L'histoire :
Rosie et Denis, un couple marié depuis quatre ans mais qui s’ennuie. Angel, une jeune femme isolée, dont le travail est le seul lien social. Thomas, un jeune homme aventureux posant nu lors d’atelier de dessins. Rayanne, une mère célibataire vivant avec son jeune fils présentant des signes inquiétants d’instabilité mentale. Lou, un ouvrier vivant seul, souffrant de terreurs nocturnes. Gloria une grand-mère résidant avec sa petite fille adulte mais étrange et Danielle, kinésithérapeute, qui se met à douter du sens de son métier, composent un groupe hétérogène de personnes participant certains soirs à un cours de théâtre. Celui-ci, dirigé par l’affable monsieur John Smith, propose des mises en situation, seul, en binôme ou à plusieurs, qui évoluent au fil des séances en mises en abîmes assez déstabilisantes. Les participants s’immergeant dans des mondes parallèles virtuels, où ils se retrouvent, mais dont ils ont de plus en plus de mal à se sortir. Certains vont y prendre goût, d’autres vont très mal le vivre. Mais au fait, quel est le but de ce monsieur Smith, et qui est-il vraiment ?
Ce qu'on en pense sur la planète BD :
Rentrer dans un récit fantastique, voire psychanalytique tel Acting Class, c'est laisser ses repères de côté et accepter, à l'image de tous ces individus, une raison de vivre ou une rédemption, de lâcher prise et de dériver, au sens propre comme au figuré. Ces onze personnages, échantillon important de « middle class » américains, nous entrainent dans autant de mini histoires étranges, sans distanciations véritables avec leur vie quotidienne « normale » et sans qu'aucun chapitre ne vienne ponctuer celles-ci.
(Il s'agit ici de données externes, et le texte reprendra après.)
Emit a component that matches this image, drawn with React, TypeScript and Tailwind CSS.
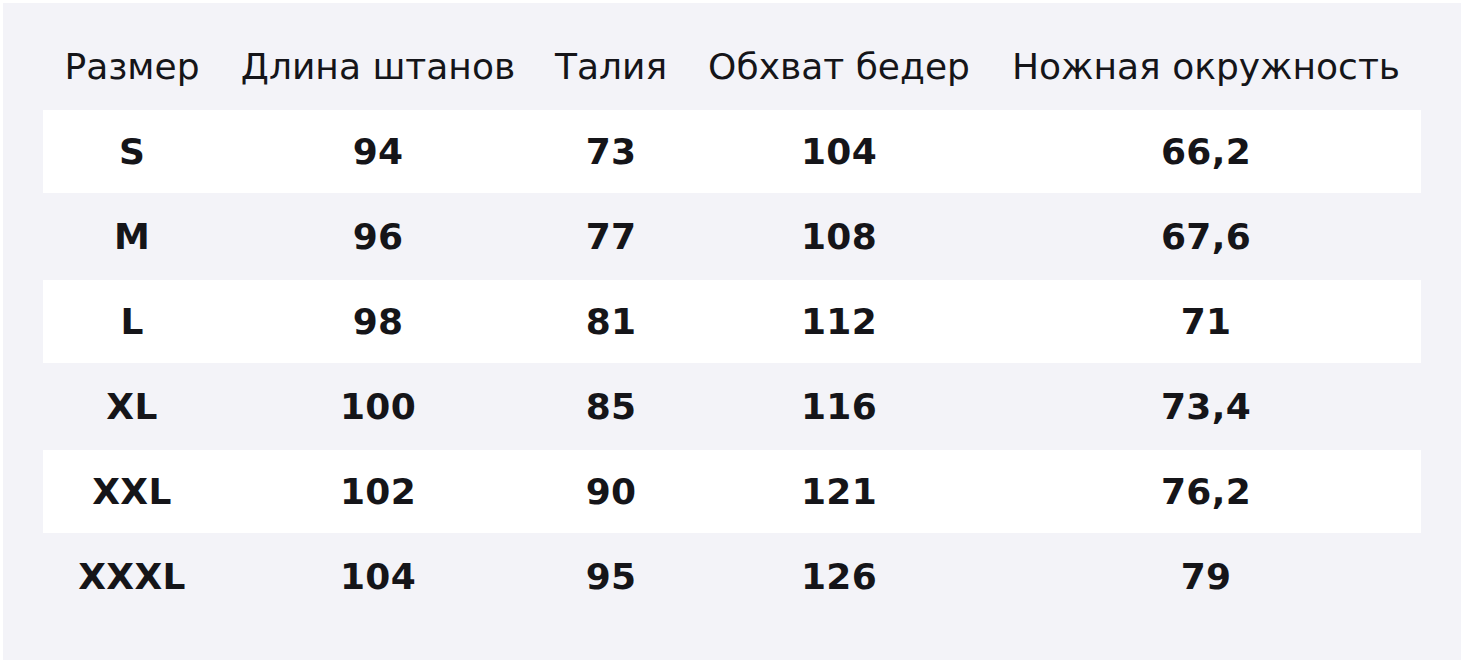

Ceci toujours à l’aide de pages aux petites cases monotonement agencées, telle la première publication française de l'auteur : Beverly, Fauve révélation 2018 à Angoulême. Toute la tactique de Nick Drnaso est d'effacer les repères. Hésitant d'abord à entrer dans cet univers un peu froid, constitué à 98% de scènes de dialogues, on comprend petit à petit la volonté de plonger le lecteur dans la psyché, souvent perturbée, des protagonistes eux-mêmes. Les questionnements nous gagnent, tout comme l'angoisse, et l'on se prend à penser au comparable Comme un gant de velours de Daniel Clowes lorsque Thomas est interpellé par deux flics très bizarres. D'autres situations étranges, cela dit, forçant par exemple Danielle à faire connaissance et être aimable, jusqu'à la nausée, avec des inconnus croisés, dressent un portrait effrayant d'une certaine société américaine. Une société étouffante, conservatrice, mais aussi contradictoire dans la violence qu'elle peut engendrer. Nick Drnaso nous embarque dans un voyage intérieur si intense, qu'à l'image d'une scène du livre, où trois personnages partis en barque sont perdus au milieu d'un lac dont ils ne voient plus les rives, on cherche la fin, nous demandant si quelqu'un sera là pour nous ramener. « Une classe d'acteurs interprétant des rôles », certes, mais dans un monde de plus en plus...virtuel. Fascinant.